In summer 2015 Jaimeson Veldhuizen tested biosensors on residents of Sun City, Arizona, to measure cognitive impairment, another risk factor associated with falls.

“I really liked analyzing the data right after testing a participant to see how my observations compared with the actual results,” said Veldhuizen, a junior in biomedical engineering and one of several iCAMP interns in the Flinn Foundation Aging and Cognition Scholars Program. “In some cases, the data showed patients had higher levels of cognitive impairment than I thought.”

“Many of our students have gone on to publish their work and win awards, gotten into prestigious graduate programs, or been hired for excellent jobs,” said Jane Mohler, iCAMP associate director and professor of medicine, affiliated faculty with the Biomedical Engineering Graduate Interdisciplinary Program and associate director of the Arizona Center on Aging.

Virtual Obstacle Course

Najafi and colleagues have taken their biosensors a step further, creating virtual reality balance training games that boost confidence and improve balance in older adults, particularly those with diabetic peripheral neuropathy.

Up to half of older adults with diabetes experience peripheral neuropathy, which causes loss of sensation in the lower limbs. This makes walking difficult and may result in patients overlooking sores on their feet, which can become infected and require amputation. Diabetic-related amputations are a worldwide epidemic, numbering some 90,000 each year in the United States alone.

Nearly 30 people have completed the training in the iCAMP lab. With biosensors strapped around their hips, thighs and ankles, they watch a stick figure representation of their legs on a computer screen as they balance on one foot and lift the other to step over virtual obstacles. The game gives them real-time feedback on how well they keep their balance while clearing the hurdles, and how to do better on their next try.

Researchers have observed 20 percent improvement in gait stability and velocity and 34 percent improvement in balance among participants in the virtual reality program.

The game taught one participant, a 73-year-old golfer with diabetic peripheral neuropathy who had begun falling down on the golf course, how to make a corrective hip motion when he felt unsteady. Now he is back in the game. Similarly, a 63-year-old woman said after the training that she could once again play again with her dogs.

“We try to improve not just the quantity of patients’ years, but the quality of their lives,” said Dr. David G. Armstrong, iCAMP scientific director, UA professor of surgery and biomedical engineering and director of the Southern Arizona Limb Salvage Alliance.

Wearable Tech from Head to Toe

When Najafi and his team founded iCAMP in 2012, they were focused on technologies to help older patients with diabetes.

The researchers made headlines in 2013 for SmartSox, fiber optic stockings embedded with biosensors that give physicians real-time data on diabetic patients’ feet and can detect foot ulcers before the patients do; and 3-D printed “smart” shoe insoles that detect abnormal pressure points on the soles of the feet and signal vulnerability to ulceration.

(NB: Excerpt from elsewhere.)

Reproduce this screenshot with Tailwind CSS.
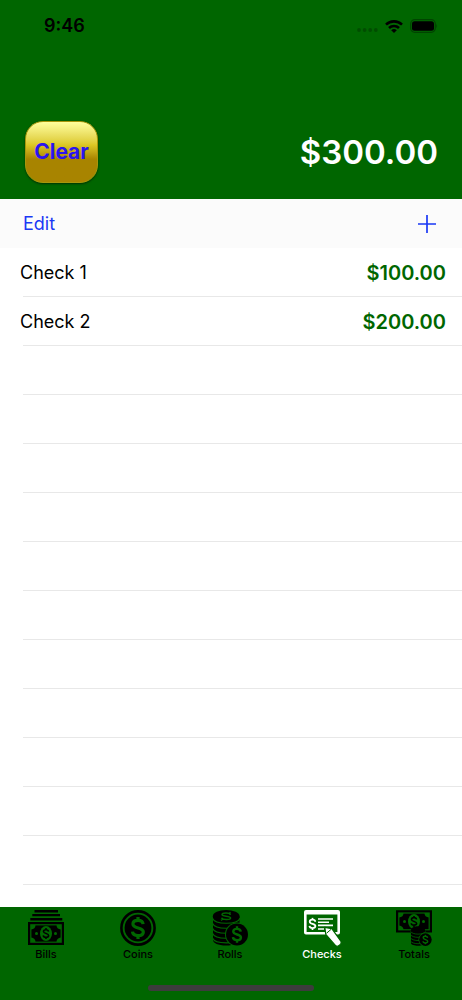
<!DOCTYPE html>
<html lang="en">
<head>
    <meta charset="UTF-8">
    <meta name="viewport" content="width=device-width, initial-scale=1.0">
    <title>Checks</title>
    <script src="https://cdn.jsdelivr.net/npm/@tailwindcss/browser@4"></script>
</head>
<body class="flex min-h-screen flex-col bg-white font-['Inter','Liberation_Sans',sans-serif] text-black">

    <!-- Shared dollar sign for the icons -->
    <svg class="hidden">
        <symbol id="dollar" viewBox="-7 -10 14 20">
            <path d="M4.4 -3.4C4.2 -5.4 2.6 -6.6 0 -6.6C-2.6 -6.6 -4.4 -5.5 -4.4 -3.5C-4.4 0.8 4.6 -0.8 4.6 3.4C4.6 5.5 2.6 6.6 0 6.6C-2.8 6.6 -4.6 5.5 -4.8 3.2M0 -9.6V-6M0 9.6V6" fill="none" stroke="currentColor" stroke-width="2.8"/>
        </symbol>
    </svg>

    <header class="bg-[#006600]">
        <div class="flex items-center justify-between pt-3 pr-6 pl-11">
            <span class="text-lg font-semibold">9:46</span>
            <div class="flex items-center gap-[7px]">
                <svg class="mt-2 h-1 w-[21px]" viewBox="0 0 21 4" fill="#004d00">
                    <circle cx="2" cy="2" r="1.9"/><circle cx="7.6" cy="2" r="1.9"/><circle cx="13.2" cy="2" r="1.9"/><circle cx="18.8" cy="2" r="1.9"/>
                </svg>
                <svg class="h-[13px] w-[18px]" viewBox="0 0 18 13" fill="none" stroke="black" stroke-width="2.6">
                    <path d="M1 4.6A11.5 11.5 0 0 1 17 4.6"/>
                    <path d="M4 8A7.2 7.2 0 0 1 14 8"/>
                    <path d="M9 13L6.2 10.3A4 4 0 0 1 11.8 10.3Z" fill="black" stroke="none"/>
                </svg>
                <svg class="h-[14px] w-[28px]" viewBox="0 0 28 14">
                    <rect x="0.7" y="0.7" width="24.6" height="12.6" rx="4" fill="none" stroke="#004400" stroke-width="1.2"/>
                    <rect x="2" y="2.2" width="22" height="9.6" rx="2.5"/>
                    <path d="M26.4 4.8Q28 7 26.4 9.2Z" fill="#004000"/>
                </svg>
            </div>
        </div>
        <div class="flex items-center justify-between px-6 pt-[81px] pb-4">
            <button class="ml-px h-[62px] w-[73px] rounded-[18px] border border-[#a8960c] bg-linear-to-b from-[#ffff9c] via-[#dcc824] via-38% to-[#a88400] to-62% text-[21px] font-bold text-[#2a14f0] shadow-[0_1px_2px_#003300]">Clear</button>
            <span class="text-[33px] leading-10 font-semibold text-white">$300.00</span>
        </div>
    </header>

    <div class="flex h-[49px] items-center justify-between bg-[#fbfbfb] pr-[26px] pl-[23px] text-[#1a38f5]">
        <button class="text-lg">Edit</button>
        <button aria-label="Add check">
            <svg class="size-[18px]" viewBox="0 0 18 18" stroke="currentColor" stroke-width="1.7"><path d="M9 0V18M0 9H18"/></svg>
        </button>
    </div>

    <main class="flex-1">
        <ul>
            <li>
                <div class="flex h-12 items-center justify-between pt-0.5 pr-4 pl-5">
                    <span class="text-lg">Check 1</span>
                    <span class="text-xl font-semibold text-[#006600]">$100.00</span>
                </div>
                <div class="ml-[23px] h-px bg-[#e8e8e8]"></div>
            </li>
            <li>
                <div class="flex h-12 items-center justify-between pt-0.5 pr-4 pl-5">
                    <span class="text-lg">Check 2</span>
                    <span class="text-xl font-semibold text-[#006600]">$200.00</span>
                </div>
                <div class="ml-[23px] h-px bg-[#e8e8e8]"></div>
            </li>
        </ul>
        <!-- Empty rows -->
        <div class="ml-[23px]">
            <div class="h-[49px] border-b border-[#e8e8e8]"></div>
            <div class="h-[49px] border-b border-[#e8e8e8]"></div>
            <div class="h-[49px] border-b border-[#e8e8e8]"></div>
            <div class="h-[49px] border-b border-[#e8e8e8]"></div>
            <div class="h-[49px] border-b border-[#e8e8e8]"></div>
            <div class="h-[49px] border-b border-[#e8e8e8]"></div>
            <div class="h-[49px] border-b border-[#e8e8e8]"></div>
            <div class="h-[49px] border-b border-[#e8e8e8]"></div>
            <div class="h-[49px] border-b border-[#e8e8e8]"></div>
            <div class="h-[49px] border-b border-[#e8e8e8]"></div>
            <div class="h-[49px] border-b border-[#e8e8e8]"></div>
        </div>
    </main>

    <footer class="bg-[#006600] pt-[3px] pb-[9px]">
        <nav class="mr-0.5 grid grid-cols-5 text-[11px] leading-4 font-medium">
            <a href="#bills" class="flex flex-col items-center">
                <svg class="size-9" viewBox="0 0 36 36">
                    <path d="M6.5 0H30V2.5H6.5ZM4.3 4H32V6.3H4.3ZM2.3 8H34.3V10.4H2.3Z"/>
                    <path d="M0 12H36V35H0Z"/>
                    <rect x="2.8" y="14.8" width="30.4" height="17.4" fill="none" stroke="#006600" stroke-width="1.2"/>
                    <path d="M3 15H7.5Q7.5 19 3 19.5ZM33 15H28.5Q28.5 19 33 19.5ZM3 32H7.5Q7.5 28 3 27.5ZM33 32H28.5Q28.5 28 33 27.5Z" fill="#006600"/>
                    <g fill="#006600"><ellipse cx="18" cy="23.5" rx="6" ry="7.6"/><circle cx="8.5" cy="23.5" r="1.5"/><circle cx="27.5" cy="23.5" r="1.5"/></g>
                    <use href="#dollar" x="14" y="17.5" width="8" height="12"/>
                </svg>
                Bills
            </a>
            <a href="#coins" class="flex flex-col items-center">
                <svg class="size-9" viewBox="0 0 36 36">
                    <circle cx="18" cy="18" r="16.6" fill="none" stroke="black" stroke-width="2.6"/>
                    <circle cx="18" cy="18" r="13.4"/>
                    <use href="#dollar" x="9" y="6.5" width="18" height="23" class="text-[#006600]"/>
                </svg>
                Coins
            </a>
            <a href="#rolls" class="flex flex-col items-center">
                <svg class="size-9" viewBox="0 0 36 36">
                    <path d="M1 6.5H27.5V30C27.5 33 22 35.5 14 35.5S1 33 1 30Z"/>
                    <ellipse cx="14.2" cy="6.4" rx="13.4" ry="6.4"/>
                    <g fill="none" stroke="#006600" stroke-width="1.1">
                        <path d="M0.5 8.2C3 15 25.5 15 28 8.2"/>
                        <path d="M0.5 13.2C3 20 25.5 20 28 13.2"/>
                        <path d="M0.5 18.2C3 25 25.5 25 28 18.2"/>
                        <path d="M0.5 23.2C3 30 25.5 30 28 23.2"/>
                        <path d="M0.5 28C3 34.5 25.5 34.5 28 28"/>
                        <path d="M18.4 4.8C18 2.6 10.4 2.2 10 4.6C9.8 6.6 18.6 5.8 18.6 8C18.4 10.2 10.4 10 9.6 7.8M18.6 2.4L16.8 3.6M10.8 9L9 10.4" stroke-width="1.5"/>
                    </g>
                    <circle cx="25" cy="24.5" r="12" fill="#006600"/>
                    <circle cx="25" cy="24.5" r="11"/>
                    <use href="#dollar" x="18" y="16" width="14" height="17" class="text-[#006600]"/>
                </svg>
                Rolls
            </a>
            <a href="#checks" aria-current="page" class="flex flex-col items-center text-white">
                <svg class="size-9 overflow-visible" viewBox="0 0 36 36">
                    <path d="M2 0H34Q36 0 36 2V22.5Q36 24.5 34 24.5H2Q0 24.5 0 22.5V2Q0 0 2 0ZM2.6 4.5V21.9H33.4V4.5Z" fill="white" fill-rule="evenodd"/>
                    <use href="#dollar" x="4" y="7.6" width="9" height="12.6"/>
                    <path d="M14 9H29M14 12.2H25M14 15.4H29M14 19H20" stroke="white" stroke-width="1.6"/>
                    <path d="M20.8 17.4L27.8 18.6L37 31.4Q37.8 33.2 35.8 35Q33.6 37 31.8 35.8L21.8 24.4Z" fill="white" stroke="#006600" stroke-width="1.2"/>
                    <path d="M22.6 23.2L27 19.4" stroke="#006600" stroke-width="1"/>
                </svg>
                Checks
            </a>
            <a href="#totals" class="flex flex-col items-center">
                <svg class="size-9" viewBox="0 0 36 36">
                    <path d="M0 0.3H36V22.5H0Z"/>
                    <rect x="2.8" y="3" width="30.4" height="16.8" fill="none" stroke="#006600" stroke-width="1.2"/>
                    <path d="M3 3H7.5Q7.5 7 3 7.5ZM33 3H28.5Q28.5 7 33 7.5ZM3 20H7.5Q7.5 16 3 15.5Z" fill="#006600"/>
                    <g fill="#006600"><ellipse cx="18" cy="11.4" rx="6" ry="7.4"/><circle cx="8.5" cy="11.4" r="1.5"/><circle cx="27.5" cy="11.4" r="1.5"/></g>
                    <use href="#dollar" x="14" y="5.4" width="8" height="12"/>
                    <path d="M15 20C15 15 29 15 29 20V33C29 36.6 15 36.6 15 33Z"/>
                    <path d="M14.5 21.5C17 25 27 25 29.5 21.5M14.5 24.7C17 28.2 27 28.2 29.5 24.7M14.5 27.9C17 31.4 27 31.4 29.5 27.9M14.5 31.1C17 34.6 27 34.6 29.5 31.1" fill="none" stroke="#006600" stroke-width="0.8"/>
                    <circle cx="29.4" cy="29.6" r="7" fill="#006600"/>
                    <circle cx="29.4" cy="29.6" r="6.3"/>
                    <use href="#dollar" x="25.4" y="24.6" width="8" height="10" class="text-[#006600]"/>
                </svg>
                Totals
            </a>
        </nav>
        <div class="mx-auto mt-[23px] h-1.5 w-[166px] rounded-full bg-[#3c3c3c]"></div>
    </footer>

</body>
</html>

Today’s iCAMP wearable sensors and virtual reality balance training programs are not just for people with diabetes; people with osteoarthritis and osteoporosis, cancer, HIV, Parkinson’s disease, COPD, vertigo and stroke also stand to benefit from the technology.

Whatever the patient population or medical problem they’re addressing, iCAMP researchers are motivated by one basic question.

“You have an idea that you think will improve patients’ quality of life. Now, how do you prove it?” Najafi said.


Top picture: Bijan Najafi, left, and Dr. David G. Armstrong are helping to keep millions of older adults on their feet.